What the Numbers Say

At current European TTF spot prices around 8–10 USD/MMBTU (mid-2024 levels), the model suggests that a well-capitalised investor **would be near or above the investment threshold** for a 25-year plant. At $S =$ 9 USD, with 20 years of plant life, the operating value $W \approx$ 6.5 billion USD against a 3 billion USD capex outlay — a net payoff of 3.5 billion USD that comfortably clears the smooth-pasting condition.

At $S =$ 5 USD — the Henry Hub neighbourhood — the investment is firmly in the continuation region. The option value $V$ reflects the probability of a future price spike bringing the project into the exercise region.

The model also prices the **idle option** embedded in the plant operations. By allowing the plant to shut down when $S <$ 3 USD/MMBTU, we add approximately 400 million USD to the operating value compared to a plant that must run continuously — a meaningful correction that pure DCF would miss.

Takeaway

The HJB framework forces you to answer the question that NPV glosses over: not whether to invest, but **at what price, and how urgently**. Starting from the full HJB equations — one for the operating control problem, one for the optimal stopping problem — both nonlinearities resolve cleanly: the bang-bang operating control becomes $\pi(S) = Q\max(S-c,0)$, and the variational inequality splits into a linear PDE in the continuation region plus an obstacle constraint at the free boundary.

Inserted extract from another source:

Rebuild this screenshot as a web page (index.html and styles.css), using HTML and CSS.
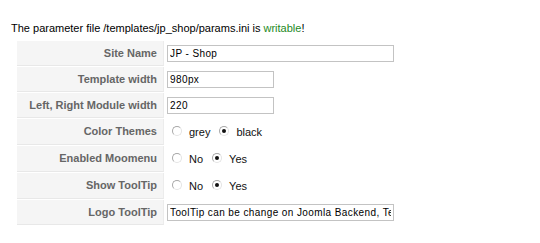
FILE: index.html
```html
<!DOCTYPE html>
<html>
<head>
<meta charset="utf-8">
<title>Template Parameters</title>
<link rel="stylesheet" href="styles.css">
</head>
<body>
<p class="msg">The parameter file /templates/jp_shop/params.ini is <span class="ok">writable</span>!</p>
<div class="params">
  <div class="key">Site Name</div>
  <div class="val"><input class="txt wide" type="text" value="JP - Shop"></div>

  <div class="key">Template width</div>
  <div class="val"><input class="txt short" type="text" value="980px"></div>

  <div class="key">Left, Right Module width</div>
  <div class="val"><input class="txt short" type="text" value="220"></div>

  <div class="key tall">Color Themes</div>
  <div class="val"><label class="opt"><input type="radio" name="theme">grey</label><label class="opt"><input type="radio" name="theme" checked>black</label></div>

  <div class="key tall">Enabled Moomenu</div>
  <div class="val"><label class="opt"><input type="radio" name="moo">No</label><label class="opt"><input type="radio" name="moo" checked>Yes</label></div>

  <div class="key tall">Show ToolTip</div>
  <div class="val"><label class="opt"><input type="radio" name="tip">No</label><label class="opt"><input type="radio" name="tip" checked>Yes</label></div>

  <div class="key">Logo ToolTip</div>
  <div class="val"><input class="txt wide" type="text" value="ToolTip can be change on Joomla Backend, Template Parameters"></div>
</div>
</body>
</html>
```

FILE: styles.css
```css
html, body {
  margin: 0;
  padding: 0;
  background: #fff;
}
body {
  font-family: "Liberation Sans", Arial, sans-serif;
  font-size: 11px;
  line-height: 13px;
  color: #000;
}
.msg {
  margin: 22px 0 6px 11px;
}
.ok {
  color: #1e8a1e;
}
.params {
  display: grid;
  grid-template-columns: 147px 1fr;
  column-gap: 1px;
  row-gap: 1px;
  margin-left: 17px;
}
.key {
  height: 24px;
  box-sizing: content-box;
  background: #f5f5f5;
  border-bottom: 1px solid #e8e8e8;
  border-right: 1px solid #ececec;
  color: #666;
  font-weight: bold;
  text-align: right;
  padding-right: 6px;
  display: flex;
  align-items: center;
  justify-content: flex-end;
  line-height: 13px;
}
.key.tall {
  height: 25px;
}
.val {
  display: flex;
  align-items: center;
  padding-left: 1px;
}
.txt {
  box-sizing: border-box;
  height: 17px;
  margin: 0 0 0 1px;
  padding: 0 2px;
  border: 1px solid #c3c3c3;
  font-family: "Liberation Sans", Arial, sans-serif;
  font-size: 10px;
  letter-spacing: 0.4px;
  color: #000;
  background: #fff;
  outline: none;
}
.wide {
  width: 227px;
}
.short {
  width: 107px;
}
.opt {
  display: inline-flex;
  align-items: center;
  margin-right: 3px;
  color: #111;
}
.opt input {
  -webkit-appearance: none;
  appearance: none;
  box-sizing: border-box;
  width: 10px;
  height: 10px;
  margin: -2px 7px 0 6px;
  border-radius: 50%;
  border: 1px solid;
  border-color: #a8a8a8 #e4e4e4 #e4e4e4 #a8a8a8;
  background: #fff;
  position: relative;
}
.opt input:checked::after {
  content: "";
  position: absolute;
  left: 2px;
  top: 2px;
  width: 4px;
  height: 4px;
  border-radius: 50%;
  background: #111;
}
```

What remains is two coupled linear parabolic PDEs, solvable by standard backward induction.

For a project of this scale and duration, the gap between the static NPV break-even and the optimal exercise threshold is several USD per MMBTU. Getting that number right is not an academic exercise — it is the difference between committing 3 billion USD at the wrong time and waiting for an environment that genuinely justifies the risk.